Although a professional human resource management (HRM) model can sometimes be a hindrance in completely volunteer-run sport organizations, it can be helpful in providing guidelines, structure, and accountability for community sport organizations (Meijs & Karr, 2004). Establishing HRM procedures and guidelines for worker (paid or volunteer) recruitment, selection, training, and development can help organizations streamline program delivery and make better transitions as people come and go through the organization. The basic HRM functions and their relationship to volunteer management are described next.

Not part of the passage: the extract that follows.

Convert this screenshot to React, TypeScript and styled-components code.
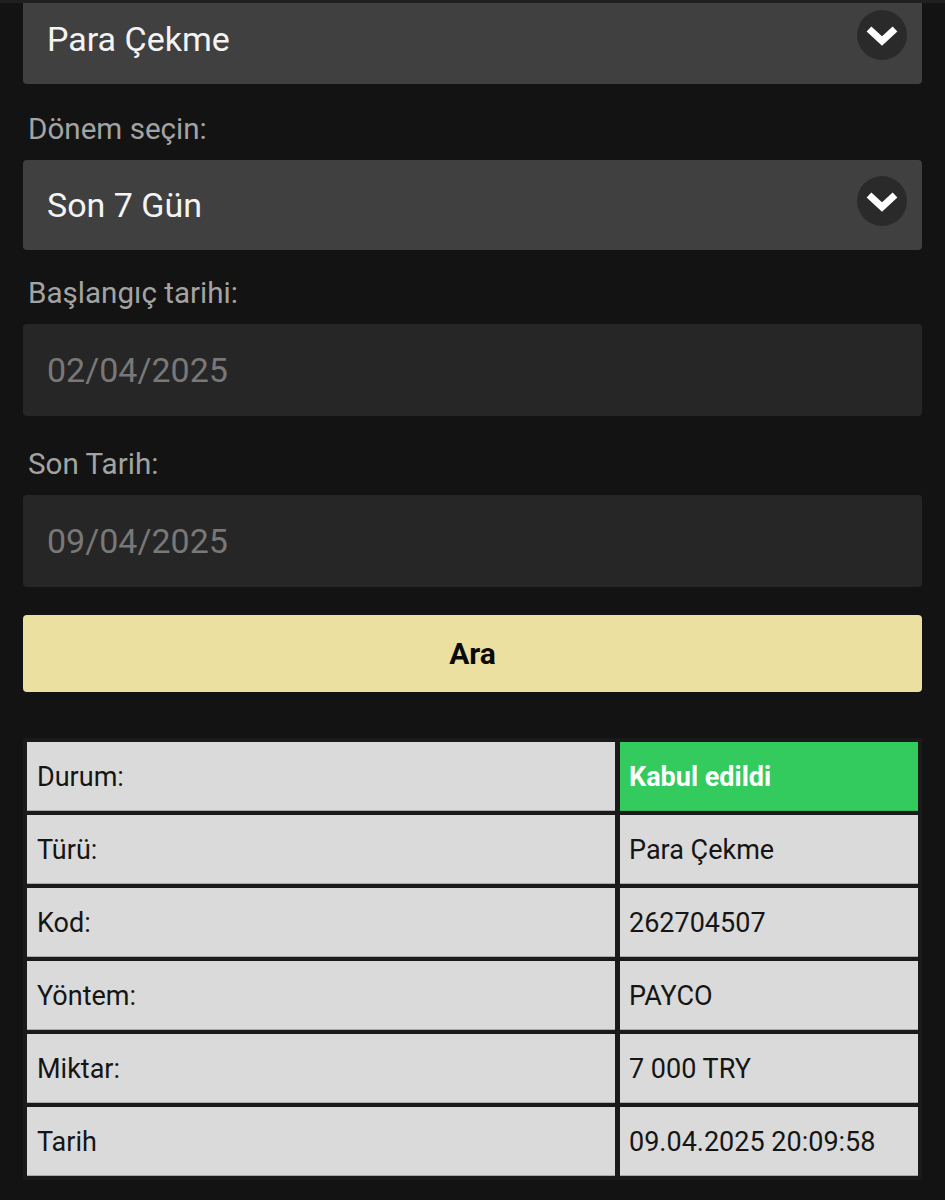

Personnel management begins with planning, a task that involves examining the organization’s strategies, goals, and resources. As the organization’s managers plan their programs and services, they can then begin to think through their personnel needs to deliver the programs. In planning for volunteers, organizational managers may ask the following questions: Does the organization have the resources to provide paid personnel, or will it rely on volunteers? What work will be performed by volunteers, and what activities will receive compensation? How many volunteers will be necessary to perform essential functions? From where will volunteers be recruited? How many hours will volunteers need to commit? What skills or training will volunteers need? How can we ensure participant safety (e.g., child protection laws) and privacy protection (e.g., participants’ personal information that can be accessed by volunteers)?

After these questions are answered, the organization can develop a plan for recruiting and selecting volunteers and paid personnel. Recruitment can involve informal word-of-mouth contacts, advertisements, or broader search mechanisms. In local communities, volunteers are often the members themselves or parents of members. For example, a player on an adult soccer club team may volunteer to organize the league’s schedule and book fields through the local community center. Selection of volunteers involves completing background checks (to ensure child safety) and matching volunteer skills and desires with organizational needs.

Next, volunteers often need to undergo training and development to understand the organization’s goals, policies, and procedures and to help them be competent and successful in their volunteer duties. Much training is focused on volunteer coaches, because they are often at the forefront of sport delivery and participant experience in sport largely depends on the quality of coaching (Wiersma & Sherman, 2005). If children, in particular, do not enjoy their sport experience, they are unlikely to continue to participate. Coach training should include ethical standards, proper child safety (if coaching children), education in the particular sport coached in terms of techniques and tactics, and education in motivation and behavior management (Cuskelly et al., 2006).

Although quality HRM is essential to community sport delivery and volunteers in particular need guidelines and training to ensure a quality experience for themselves and the participants, community sport managers must also ensure that volunteers enjoy the experience, see it as valuable and worthwhile, and do not become overburdened with procedure at the expense of experience.